- [What you have to do]: Extract the text of each entry below exactly, leaving every image behind.
>> BEGIN
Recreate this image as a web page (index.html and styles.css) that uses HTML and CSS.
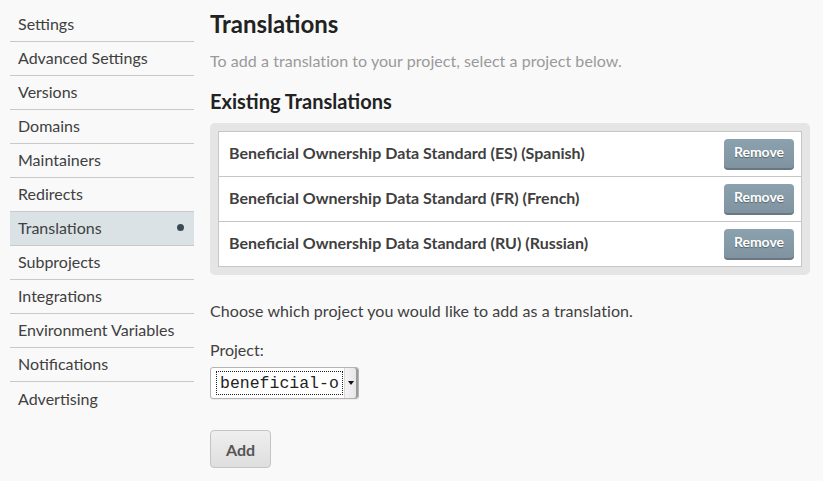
FILE: index.html
```html
<!DOCTYPE html>
<html>
<head>
<meta charset="utf-8">
<link rel="stylesheet" href="styles.css">
</head>
<body>
<div class="page">
  <nav class="sidebar">
    <a class="nav-item">Settings</a>
    <a class="nav-item">Advanced Settings</a>
    <a class="nav-item">Versions</a>
    <a class="nav-item">Domains</a>
    <a class="nav-item">Maintainers</a>
    <a class="nav-item">Redirects</a>
    <a class="nav-item active">Translations<span class="dot"></span></a>
    <a class="nav-item">Subprojects</a>
    <a class="nav-item">Integrations</a>
    <a class="nav-item">Environment Variables</a>
    <a class="nav-item">Notifications</a>
    <a class="nav-item last">Advertising</a>
  </nav>
  <main class="main">
    <h1 class="title">Translations</h1>
    <p class="subtitle">To add a translation to your project, select a project below.</p>
    <h2 class="section">Existing Translations</h2>
    <div class="box">
      <div class="list">
        <div class="row"><span class="row-name">Beneficial Ownership Data Standard (ES) (Spanish)</span><button class="remove">Remove</button></div>
        <div class="row"><span class="row-name">Beneficial Ownership Data Standard (FR) (French)</span><button class="remove">Remove</button></div>
        <div class="row last"><span class="row-name">Beneficial Ownership Data Standard (RU) (Russian)</span><button class="remove">Remove</button></div>
      </div>
    </div>
    <p class="choose">Choose which project you would like to add as a translation.</p>
    <label class="label">Project:</label>
    <div class="select"><span class="select-value">beneficial-o</span><span class="select-arrow"><span class="tri"></span></span></div>
    <button class="add">Add</button>
  </main>
</div>
</body>
</html>
```
FILE: styles.css
```css
html, body {
  margin: 0;
  padding: 0;
  background: #f9f9f9;
  font-family: Lato, "Open Sans", sans-serif;
  color: #404040;
}
.page {
  display: flex;
  gap: 16px;
  padding: 8px 0 0 10px;
}
.sidebar {
  width: 184px;
  display: flex;
  flex-direction: column;
}
.nav-item {
  display: flex;
  align-items: center;
  justify-content: space-between;
  height: 33px;
  line-height: 31px;
  padding: 0 8px 2px;
  box-sizing: border-box;
  height: 34px;
  border-bottom: 1px solid #c9c9c9;
  font-size: 16px;
  color: #404040;
}
.nav-item.last { border-bottom: none; }
.nav-item.active { background: #dae2e6; }
.dot {
  width: 7px;
  height: 7px;
  border-radius: 50%;
  background: #3b4956;
  margin-right: 2px;
}
.main {
  width: 600px;
  display: flex;
  flex-direction: column;
  align-items: flex-start;
}
.title {
  margin: 0;
  font-size: 24px;
  line-height: 32px;
  font-weight: 700;
  color: #222;
}
.subtitle {
  margin: 10px 0 0;
  font-size: 16px;
  line-height: 22px;
  color: #9a9a9a;
  letter-spacing: 0.05px;
}
.section {
  margin: 16px 0 0;
  font-size: 20px;
  line-height: 26px;
  font-weight: 700;
  color: #222;
}
.box {
  margin-top: 9px;
  align-self: stretch;
  background: #e5e5e5;
  border-radius: 5px;
  padding: 8px;
}
.list {
  background: #fff;
  border: 1px solid #c6c6c6;
}
.row {
  height: 44px;
  display: flex;
  align-items: center;
  justify-content: space-between;
  padding: 0 7px 0 10px;
  border-bottom: 1px solid #c6c6c6;
}
.row.last { border-bottom: none; }
.row-name {
  font-size: 16px;
  font-weight: 700;
  color: #404040;
  margin-bottom: 3px;
}
.remove {
  width: 70px;
  height: 31px;
  border: none;
  border-radius: 4px;
  background: linear-gradient(#8ca1ae, #7f929f);
  box-shadow: inset 0 -2px 0 rgba(0,0,0,0.18);
  color: #fff;
  font-family: Lato, sans-serif;
  font-size: 14px;
  font-weight: 700;
  text-shadow: 0 1px 1px rgba(0,0,0,0.35);
  padding: 0 0 5px;
}
.choose {
  margin: 25px 0 0;
  font-size: 16px;
  line-height: 22px;
  color: #404040;
  letter-spacing: 0.07px;
}
.label {
  margin-top: 17px;
  font-size: 16px;
  line-height: 22px;
  color: #404040;
}
.select {
  margin-top: 6px;
  width: 147px;
  height: 30px;
  border: 1px solid #b3b3b3;
  border-radius: 3px;
  background: #fff;
  display: flex;
  align-items: stretch;
  box-shadow: 0 1px 0 rgba(0,0,0,0.05);
}
.select-value {
  margin: 3px 1px 3px 5px;
  flex: 1;
  border: 1px dotted #222;
  font-family: "Liberation Mono", "DejaVu Sans Mono", monospace;
  font-size: 16.5px;
  line-height: 23px;
  color: #222;
  padding-left: 3px;
  overflow: hidden;
  white-space: nowrap;
}
.select-arrow {
  width: 13px;
  background: linear-gradient(90deg, #f4f4f4, #e4e4e4);
  border-left: 1px solid #d8d8d8;
  border-radius: 0 2px 2px 0;
  display: flex;
  align-items: center;
  justify-content: center;
  box-shadow: inset -2px 0 0 #9a9a9a;
}
.tri {
  width: 0;
  height: 0;
  border-left: 3px solid transparent;
  border-right: 3px solid transparent;
  border-top: 4px solid #111;
  margin-right: 2px;
}
.add {
  margin-top: 31px;
  width: 61px;
  height: 38px;
  border: 1px solid #c4c4c4;
  border-radius: 4px;
  background: linear-gradient(#efefef, #dedede);
  color: #555;
  font-family: Lato, sans-serif;
  font-size: 16px;
  font-weight: 700;
  padding: 0;
}
```
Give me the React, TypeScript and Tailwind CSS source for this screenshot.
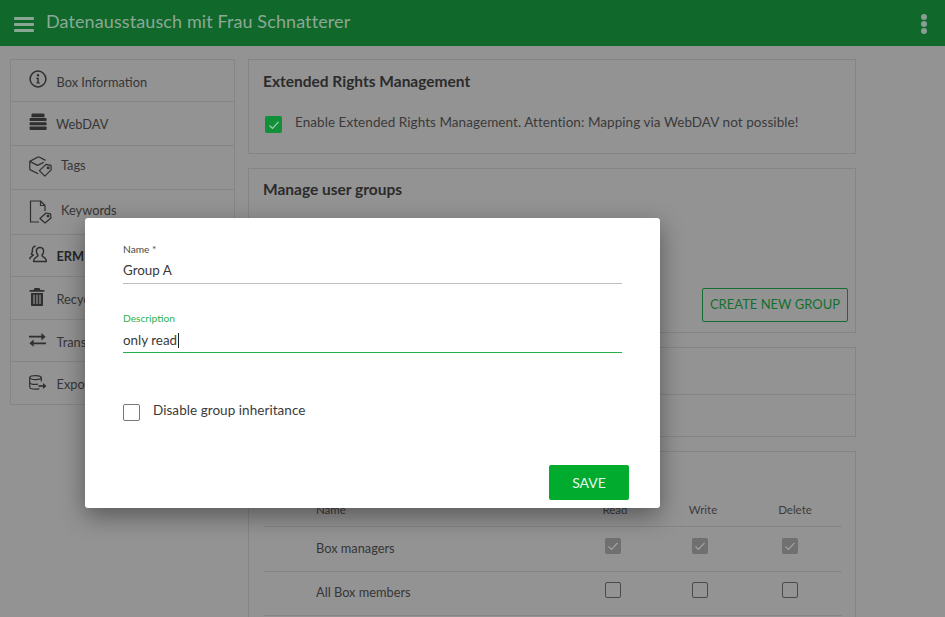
>> END
- [Result of this task]:
Recreate this image as a web page (index.html and styles.css) that uses HTML and CSS.
FILE: index.html
```html
<!DOCTYPE html>
<html>
<head>
<meta charset="utf-8">
<link rel="stylesheet" href="styles.css">
</head>
<body>
<div class="page">
  <nav class="sidebar">
    <a class="nav-item">Settings</a>
    <a class="nav-item">Advanced Settings</a>
    <a class="nav-item">Versions</a>
    <a class="nav-item">Domains</a>
    <a class="nav-item">Maintainers</a>
    <a class="nav-item">Redirects</a>
    <a class="nav-item active">Translations<span class="dot"></span></a>
    <a class="nav-item">Subprojects</a>
    <a class="nav-item">Integrations</a>
    <a class="nav-item">Environment Variables</a>
    <a class="nav-item">Notifications</a>
    <a class="nav-item last">Advertising</a>
  </nav>
  <main class="main">
    <h1 class="title">Translations</h1>
    <p class="subtitle">To add a translation to your project, select a project below.</p>
    <h2 class="section">Existing Translations</h2>
    <div class="box">
      <div class="list">
        <div class="row"><span class="row-name">Beneficial Ownership Data Standard (ES) (Spanish)</span><button class="remove">Remove</button></div>
        <div class="row"><span class="row-name">Beneficial Ownership Data Standard (FR) (French)</span><button class="remove">Remove</button></div>
        <div class="row last"><span class="row-name">Beneficial Ownership Data Standard (RU) (Russian)</span><button class="remove">Remove</button></div>
      </div>
    </div>
    <p class="choose">Choose which project you would like to add as a translation.</p>
    <label class="label">Project:</label>
    <div class="select"><span class="select-value">beneficial-o</span><span class="select-arrow"><span class="tri"></span></span></div>
    <button class="add">Add</button>
  </main>
</div>
</body>
</html>
```
FILE: styles.css
```css
html, body {
  margin: 0;
  padding: 0;
  background: #f9f9f9;
  font-family: Lato, "Open Sans", sans-serif;
  color: #404040;
}
.page {
  display: flex;
  gap: 16px;
  padding: 8px 0 0 10px;
}
.sidebar {
  width: 184px;
  display: flex;
  flex-direction: column;
}
.nav-item {
  display: flex;
  align-items: center;
  justify-content: space-between;
  height: 33px;
  line-height: 31px;
  padding: 0 8px 2px;
  box-sizing: border-box;
  height: 34px;
  border-bottom: 1px solid #c9c9c9;
  font-size: 16px;
  color: #404040;
}
.nav-item.last { border-bottom: none; }
.nav-item.active { background: #dae2e6; }
.dot {
  width: 7px;
  height: 7px;
  border-radius: 50%;
  background: #3b4956;
  margin-right: 2px;
}
.main {
  width: 600px;
  display: flex;
  flex-direction: column;
  align-items: flex-start;
}
.title {
  margin: 0;
  font-size: 24px;
  line-height: 32px;
  font-weight: 700;
  color: #222;
}
.subtitle {
  margin: 10px 0 0;
  font-size: 16px;
  line-height: 22px;
  color: #9a9a9a;
  letter-spacing: 0.05px;
}
.section {
  margin: 16px 0 0;
  font-size: 20px;
  line-height: 26px;
  font-weight: 700;
  color: #222;
}
.box {
  margin-top: 9px;
  align-self: stretch;
  background: #e5e5e5;
  border-radius: 5px;
  padding: 8px;
}
.list {
  background: #fff;
  border: 1px solid #c6c6c6;
}
.row {
  height: 44px;
  display: flex;
  align-items: center;
  justify-content: space-between;
  padding: 0 7px 0 10px;
  border-bottom: 1px solid #c6c6c6;
}
.row.last { border-bottom: none; }
.row-name {
  font-size: 16px;
  font-weight: 700;
  color: #404040;
  margin-bottom: 3px;
}
.remove {
  width: 70px;
  height: 31px;
  border: none;
  border-radius: 4px;
  background: linear-gradient(#8ca1ae, #7f929f);
  box-shadow: inset 0 -2px 0 rgba(0,0,0,0.18);
  color: #fff;
  font-family: Lato, sans-serif;
  font-size: 14px;
  font-weight: 700;
  text-shadow: 0 1px 1px rgba(0,0,0,0.35);
  padding: 0 0 5px;
}
.choose {
  margin: 25px 0 0;
  font-size: 16px;
  line-height: 22px;
  color: #404040;
  letter-spacing: 0.07px;
}
.label {
  margin-top: 17px;
  font-size: 16px;
  line-height: 22px;
  color: #404040;
}
.select {
  margin-top: 6px;
  width: 147px;
  height: 30px;
  border: 1px solid #b3b3b3;
  border-radius: 3px;
  background: #fff;
  display: flex;
  align-items: stretch;
  box-shadow: 0 1px 0 rgba(0,0,0,0.05);
}
.select-value {
  margin: 3px 1px 3px 5px;
  flex: 1;
  border: 1px dotted #222;
  font-family: "Liberation Mono", "DejaVu Sans Mono", monospace;
  font-size: 16.5px;
  line-height: 23px;
  color: #222;
  padding-left: 3px;
  overflow: hidden;
  white-space: nowrap;
}
.select-arrow {
  width: 13px;
  background: linear-gradient(90deg, #f4f4f4, #e4e4e4);
  border-left: 1px solid #d8d8d8;
  border-radius: 0 2px 2px 0;
  display: flex;
  align-items: center;
  justify-content: center;
  box-shadow: inset -2px 0 0 #9a9a9a;
}
.tri {
  width: 0;
  height: 0;
  border-left: 3px solid transparent;
  border-right: 3px solid transparent;
  border-top: 4px solid #111;
  margin-right: 2px;
}
.add {
  margin-top: 31px;
  width: 61px;
  height: 38px;
  border: 1px solid #c4c4c4;
  border-radius: 4px;
  background: linear-gradient(#efefef, #dedede);
  color: #555;
  font-family: Lato, sans-serif;
  font-size: 16px;
  font-weight: 700;
  padding: 0;
}
```
Give me the React, TypeScript and Tailwind CSS source for this screenshot.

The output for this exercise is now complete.